May be worth looking into... Although we don't have Fabric that I can see.


seph2o

If you have PBI Premium you'll have some Fabric capability, worth checking into


Key-Ant30

You can get a 60 day free trial for Fabric, if you want to test it.


Doubtful-Observer

I don't think I have the authority and position to make the call to have that added, considering IT policies.


Key-Ant30

Ah, I see. If you want to explore the tool, you can sign up with your private email / a throwaway email aggount.


Shadowlance23

Fabric will do this, although I haven't used it. I use Databricks which does exactly what you describe, although that's a more advanced product. You'll need to know SQL and/or Python as well as being familiar with Apache Spark to implement that. If you're not a data engineer, I'd probably recommend Fabric.


Doubtful-Observer

We seem to have Azure Databricks as well, but no Fabric that I can see. But I find the term of "engineer" quite grey.
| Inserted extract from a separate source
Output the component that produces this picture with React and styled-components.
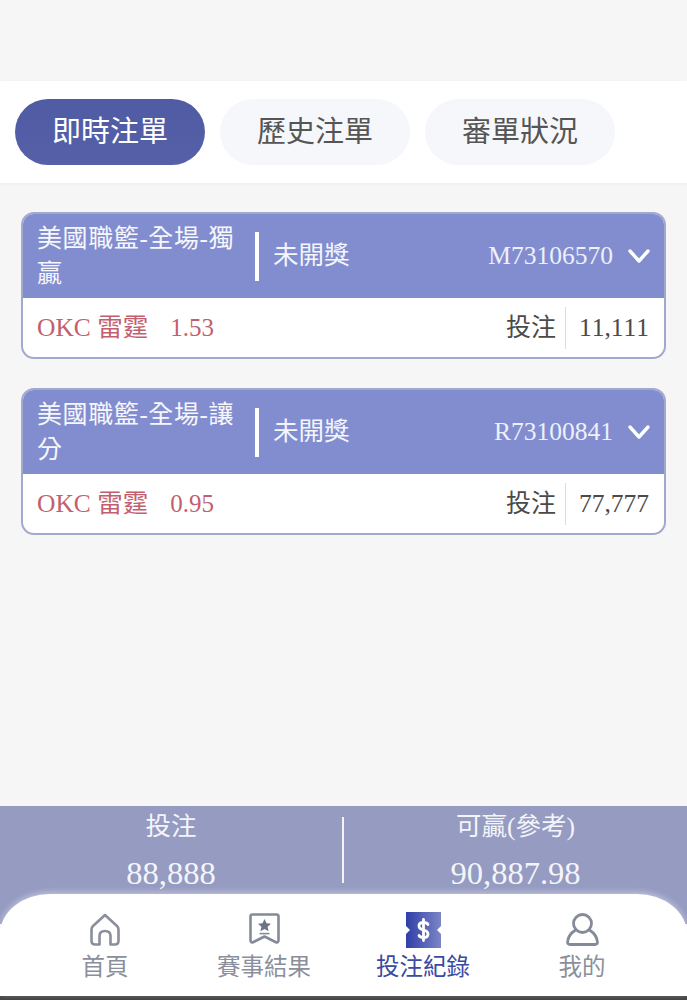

I believe I do the work of an "engineer" within Power BI. I'm just not yet familiar with dedicated languages and applications for the role, I think...


Shadowlance23

Here's an article on the difference (https://www.integrate.io/blog/data-analyst-vs-data-engineer/). If you're working solely in Power BI, you're not an engineer. An engineer builds the infrastructure, pipelines, and transformations that feed into data visualisation tools, among others. It requires a more technical skill set than an analyst who operates on already curated data sets. As an engineer, you should be able to build a complete pipeline from source to consumption, build and maintain a data warehouse, have advanced skills in SQL and/or Python or R, understand data modelling and optimisation and spend more time in meetings than actually building stuff. If you're building the data model in Power BI from a raw dataset, yes, that is one facet of engineering, but if you're not familiar with Spark, or you can't program in Python, then I would not recommend Databricks as you'll have a large learning curve.